Sicché il vecchio capo sindacale ci spiega che, senza risposte immediate, lunedì bloccheranno gli imbarchi: in sostanza significa fermare il residuo traffico di materie prime e merci dell’Ilva, togliere al malato l’ultimo ossigeno. Poi, sotto il portone della prefettura confessa: «Prima che diano mazzate a me, le faccio dare a qualcun altro, così che da me arrivano stanchi». Una battutaccia alla fine di una mattina difficile, ovvio. E tuttavia il clima è davvero questo: «Devo evitare che i lavoratori dell’area a freddo si scannino con quelli dell’area a caldo». Già, poiché l’infinito paradosso tarantino prevede la seguente assurdità: l’area a freddo, quella che rifinisce e inquina meno, è ferma perché i prodotti sono sequestrati, mentre l’area a caldo, in gran parte sequestrata perché fonte di inquinamento, non ha smesso del tutto di lavorare. Naturalmente i poveri cristi dell’area a caldo sono molto refrattari all’idea dello sciopero e dei blocchi che appassiona invece i poveri cristi dell’area a freddo.

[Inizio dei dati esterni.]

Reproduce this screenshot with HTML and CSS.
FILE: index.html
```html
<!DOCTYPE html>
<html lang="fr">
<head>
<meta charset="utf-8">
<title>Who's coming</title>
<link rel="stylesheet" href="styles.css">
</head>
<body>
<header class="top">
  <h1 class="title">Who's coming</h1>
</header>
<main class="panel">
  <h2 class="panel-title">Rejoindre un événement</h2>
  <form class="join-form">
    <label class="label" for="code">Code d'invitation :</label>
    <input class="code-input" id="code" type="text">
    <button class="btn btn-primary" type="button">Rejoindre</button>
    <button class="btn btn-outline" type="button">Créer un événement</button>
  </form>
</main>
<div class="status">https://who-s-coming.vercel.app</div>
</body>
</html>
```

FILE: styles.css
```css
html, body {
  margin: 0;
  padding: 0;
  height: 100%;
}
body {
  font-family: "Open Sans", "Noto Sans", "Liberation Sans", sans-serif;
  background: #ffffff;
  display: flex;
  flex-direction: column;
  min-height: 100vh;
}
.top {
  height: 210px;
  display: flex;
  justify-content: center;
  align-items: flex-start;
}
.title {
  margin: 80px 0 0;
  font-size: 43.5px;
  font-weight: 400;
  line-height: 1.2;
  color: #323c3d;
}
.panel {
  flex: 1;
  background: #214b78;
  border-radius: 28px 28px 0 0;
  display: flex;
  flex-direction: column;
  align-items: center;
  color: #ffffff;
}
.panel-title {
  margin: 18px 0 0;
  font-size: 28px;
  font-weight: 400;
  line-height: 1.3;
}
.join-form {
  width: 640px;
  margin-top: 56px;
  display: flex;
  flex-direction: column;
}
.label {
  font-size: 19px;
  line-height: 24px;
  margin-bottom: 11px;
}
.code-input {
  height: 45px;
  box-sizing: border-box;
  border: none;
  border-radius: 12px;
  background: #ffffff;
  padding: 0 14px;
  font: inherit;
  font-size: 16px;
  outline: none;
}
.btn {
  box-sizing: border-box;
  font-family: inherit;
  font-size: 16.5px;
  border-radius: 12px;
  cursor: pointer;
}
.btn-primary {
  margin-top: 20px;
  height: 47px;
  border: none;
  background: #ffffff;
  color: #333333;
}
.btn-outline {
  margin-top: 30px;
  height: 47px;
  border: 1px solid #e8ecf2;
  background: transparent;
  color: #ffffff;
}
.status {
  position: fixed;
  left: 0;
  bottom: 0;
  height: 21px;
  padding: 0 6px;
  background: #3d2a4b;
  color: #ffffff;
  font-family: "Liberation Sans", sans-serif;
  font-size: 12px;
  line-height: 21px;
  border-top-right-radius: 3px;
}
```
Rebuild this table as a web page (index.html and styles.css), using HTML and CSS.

Si combatte per un pugno di euro, per tirare un altro mese, per pagare un pezzetto di mutuo, le cure di un figlio: caduta la credibilità dei sindacati, svanita nel nulla la politica, invisibili persino i partiti che si richiamano alla tradizione del lavoro, ciascuno è un potenziale nemico su queste sabbie mobili di disperazione. La visione d’un simile inferno viene offerta plasticamente ai cronisti sotto le arcate della prefettura. Mentre i sindacati confederali discutono col prefetto Sammartino al quinto piano, a piano terra qualche centinaio di cassintegrati fa a spintoni con i padroncini dell’autotrasporto, affamati quanto e peggio di loro perché da novembre non vedono un euro. «Voi volete chiudere e basta, io ho due bambini e devo licenziare la gente!», grida Paola Pulpo, combattiva come un’erinni. Tutti le urlano attorno, e ognuno urla per sé: perché la babele tarantina delle mille crisi incistate nella crisi Ilva non prevede più redenzione né vie di salvezza.